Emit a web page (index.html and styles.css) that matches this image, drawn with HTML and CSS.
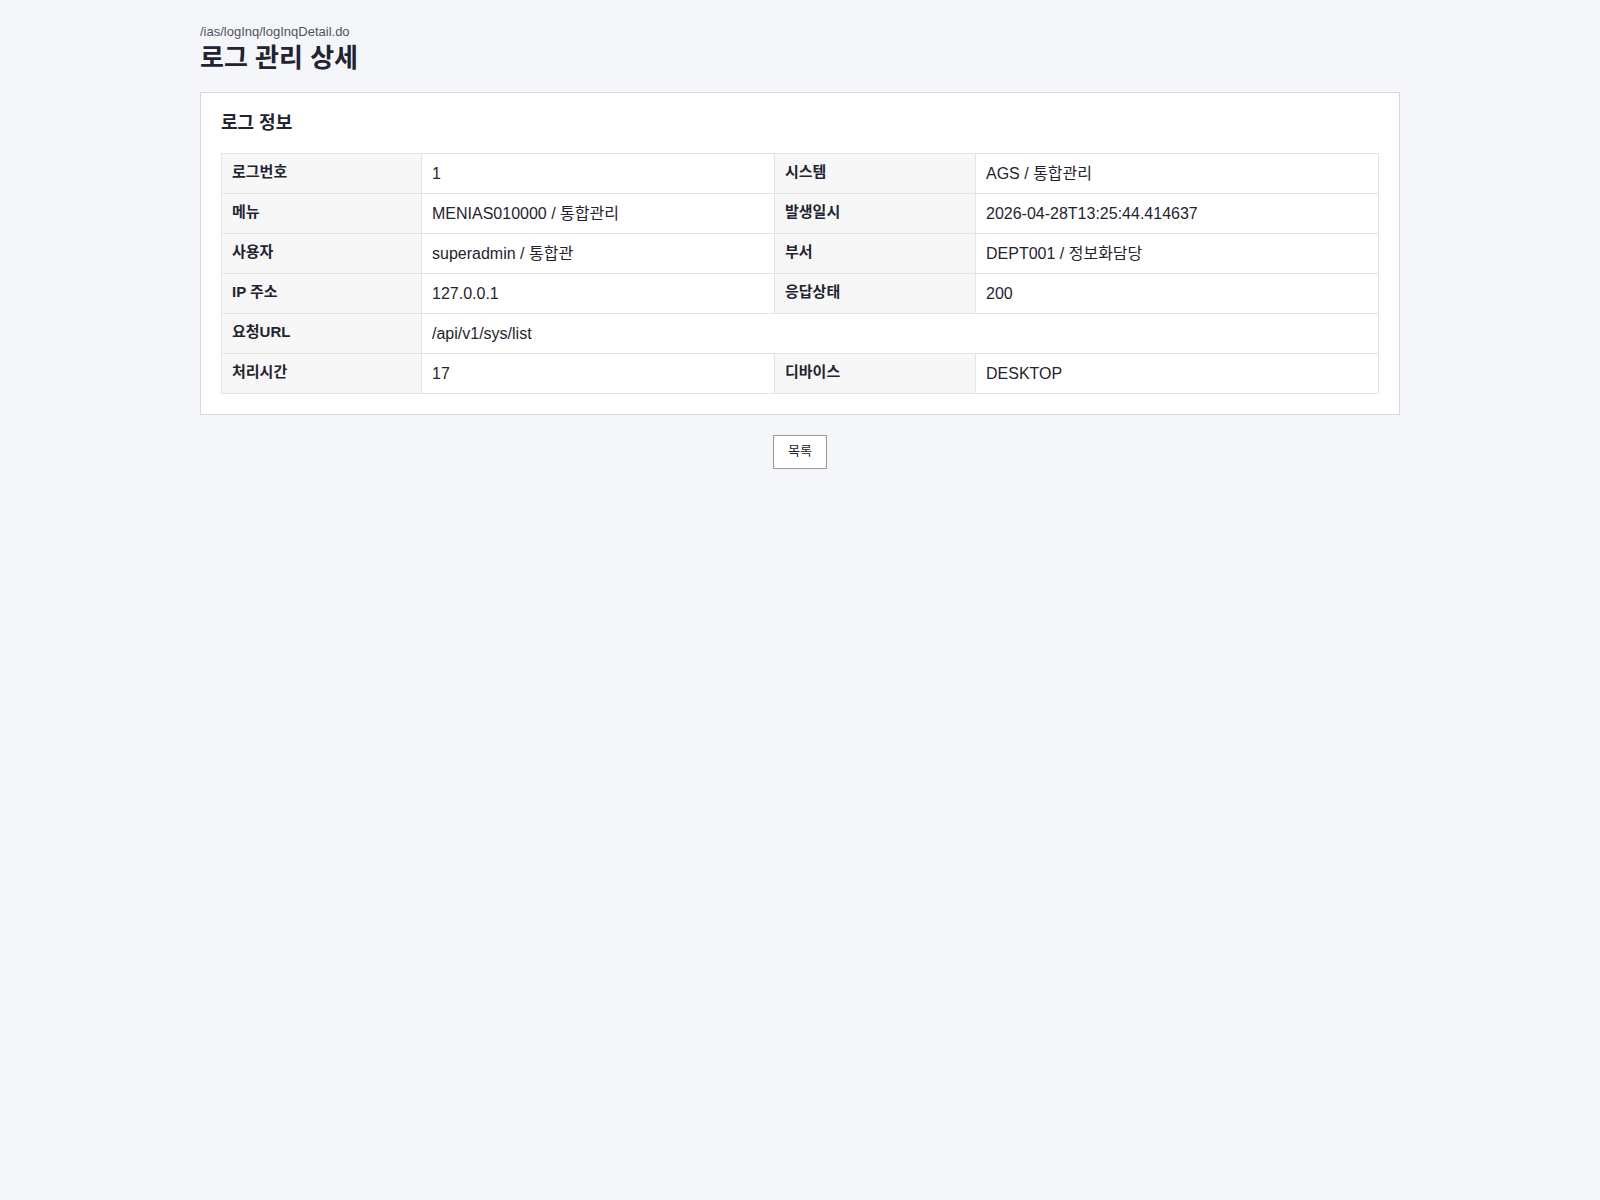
FILE: index.html
```html
<!DOCTYPE html>
<html lang="ko">
<head>
<meta charset="utf-8">
<title>로그 관리 상세</title>
<link rel="stylesheet" href="styles.css">
</head>
<body>
<div class="page">
  <div class="page-path">/ias/logInq/logInqDetail.do</div>
  <h1 class="page-title">로그 관리 상세</h1>
  <section class="card">
    <h3 class="card-title">로그 정보</h3>
    <table class="detail">
      <colgroup>
        <col class="c-th1">
        <col class="c-td1">
        <col class="c-th2">
        <col>
      </colgroup>
      <tbody>
        <tr><th>로그번호</th><td>1</td><th>시스템</th><td>AGS / 통합관리</td></tr>
        <tr><th>메뉴</th><td>MENIAS010000 / 통합관리</td><th>발생일시</th><td>2026-04-28T13:25:44.414637</td></tr>
        <tr><th>사용자</th><td>superadmin / 통합관</td><th>부서</th><td>DEPT001 / 정보화담당</td></tr>
        <tr><th>IP 주소</th><td>127.0.0.1</td><th>응답상태</th><td>200</td></tr>
        <tr><th>요청URL</th><td colspan="3">/api/v1/sys/list</td></tr>
        <tr><th>처리시간</th><td>17</td><th>디바이스</th><td>DESKTOP</td></tr>
      </tbody>
    </table>
  </section>
  <div class="actions">
    <button class="btn" type="button">목록</button>
  </div>
</div>
</body>
</html>
```

FILE: styles.css
```css
* { box-sizing: border-box; }
html, body {
  margin: 0;
  padding: 0;
  background: #f5f6fa;
  font-family: "Liberation Sans", Arial, "Noto Sans CJK KR", sans-serif;
  color: #1f2430;
}
.page {
  width: 1200px;
  margin: 0 auto;
  padding-top: 24px;
}
.page-path {
  font-size: 13px;
  line-height: 16px;
  color: #4b5563;
}
.page-title {
  margin: 0 0 16px;
  font-size: 26px;
  line-height: 36px;
  font-weight: 700;
  color: #1f2430;
}
.card {
  background: #ffffff;
  border: 1px solid #d6d8de;
  padding: 20px;
}
.card-title {
  margin: 0 0 20px;
  font-size: 18px;
  line-height: 20px;
  font-weight: 700;
  color: #1f2430;
}
.detail {
  width: 100%;
  border-collapse: collapse;
  table-layout: fixed;
  border: 1px solid #e3e4e6;
}
.c-th1 { width: 200px; }
.c-td1 { width: 353px; }
.c-th2 { width: 201px; }
.detail th,
.detail td {
  border: 1px solid #e3e4e6;
  padding: 0 10px;
  height: 40px;
  line-height: 20px;
  text-align: left;
  vertical-align: middle;
}
.detail th {
  background: #f7f7f8;
  font-size: 15px;
  font-weight: 700;
  color: #1f2430;
  padding-bottom: 4px;
}
.detail td {
  font-size: 16px;
  color: #1f2430;
}
.actions {
  display: flex;
  justify-content: center;
  margin-top: 20px;
}
.btn {
  width: 54px;
  height: 34px;
  background: #ffffff;
  border: 1px solid #999999;
  border-radius: 0;
  font-family: "Liberation Sans", Arial, "Noto Sans CJK KR", sans-serif;
  font-size: 13px;
  line-height: 16px;
  color: #222222;
  padding: 0 0 2px;
  cursor: pointer;
}
```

→ REQUIREMENT
Leave out the pictures and reproduce the rest of the listing exactly.

→ SOLVED PROBLEM
Emit a web page (index.html and styles.css) that matches this image, drawn with HTML and CSS.
FILE: index.html
```html
<!DOCTYPE html>
<html lang="ko">
<head>
<meta charset="utf-8">
<title>로그 관리 상세</title>
<link rel="stylesheet" href="styles.css">
</head>
<body>
<div class="page">
  <div class="page-path">/ias/logInq/logInqDetail.do</div>
  <h1 class="page-title">로그 관리 상세</h1>
  <section class="card">
    <h3 class="card-title">로그 정보</h3>
    <table class="detail">
      <colgroup>
        <col class="c-th1">
        <col class="c-td1">
        <col class="c-th2">
        <col>
      </colgroup>
      <tbody>
        <tr><th>로그번호</th><td>1</td><th>시스템</th><td>AGS / 통합관리</td></tr>
        <tr><th>메뉴</th><td>MENIAS010000 / 통합관리</td><th>발생일시</th><td>2026-04-28T13:25:44.414637</td></tr>
        <tr><th>사용자</th><td>superadmin / 통합관</td><th>부서</th><td>DEPT001 / 정보화담당</td></tr>
        <tr><th>IP 주소</th><td>127.0.0.1</td><th>응답상태</th><td>200</td></tr>
        <tr><th>요청URL</th><td colspan="3">/api/v1/sys/list</td></tr>
        <tr><th>처리시간</th><td>17</td><th>디바이스</th><td>DESKTOP</td></tr>
      </tbody>
    </table>
  </section>
  <div class="actions">
    <button class="btn" type="button">목록</button>
  </div>
</div>
</body>
</html>
```

FILE: styles.css
```css
* { box-sizing: border-box; }
html, body {
  margin: 0;
  padding: 0;
  background: #f5f6fa;
  font-family: "Liberation Sans", Arial, "Noto Sans CJK KR", sans-serif;
  color: #1f2430;
}
.page {
  width: 1200px;
  margin: 0 auto;
  padding-top: 24px;
}
.page-path {
  font-size: 13px;
  line-height: 16px;
  color: #4b5563;
}
.page-title {
  margin: 0 0 16px;
  font-size: 26px;
  line-height: 36px;
  font-weight: 700;
  color: #1f2430;
}
.card {
  background: #ffffff;
  border: 1px solid #d6d8de;
  padding: 20px;
}
.card-title {
  margin: 0 0 20px;
  font-size: 18px;
  line-height: 20px;
  font-weight: 700;
  color: #1f2430;
}
.detail {
  width: 100%;
  border-collapse: collapse;
  table-layout: fixed;
  border: 1px solid #e3e4e6;
}
.c-th1 { width: 200px; }
.c-td1 { width: 353px; }
.c-th2 { width: 201px; }
.detail th,
.detail td {
  border: 1px solid #e3e4e6;
  padding: 0 10px;
  height: 40px;
  line-height: 20px;
  text-align: left;
  vertical-align: middle;
}
.detail th {
  background: #f7f7f8;
  font-size: 15px;
  font-weight: 700;
  color: #1f2430;
  padding-bottom: 4px;
}
.detail td {
  font-size: 16px;
  color: #1f2430;
}
.actions {
  display: flex;
  justify-content: center;
  margin-top: 20px;
}
.btn {
  width: 54px;
  height: 34px;
  background: #ffffff;
  border: 1px solid #999999;
  border-radius: 0;
  font-family: "Liberation Sans", Arial, "Noto Sans CJK KR", sans-serif;
  font-size: 13px;
  line-height: 16px;
  color: #222222;
  padding: 0 0 2px;
  cursor: pointer;
}
```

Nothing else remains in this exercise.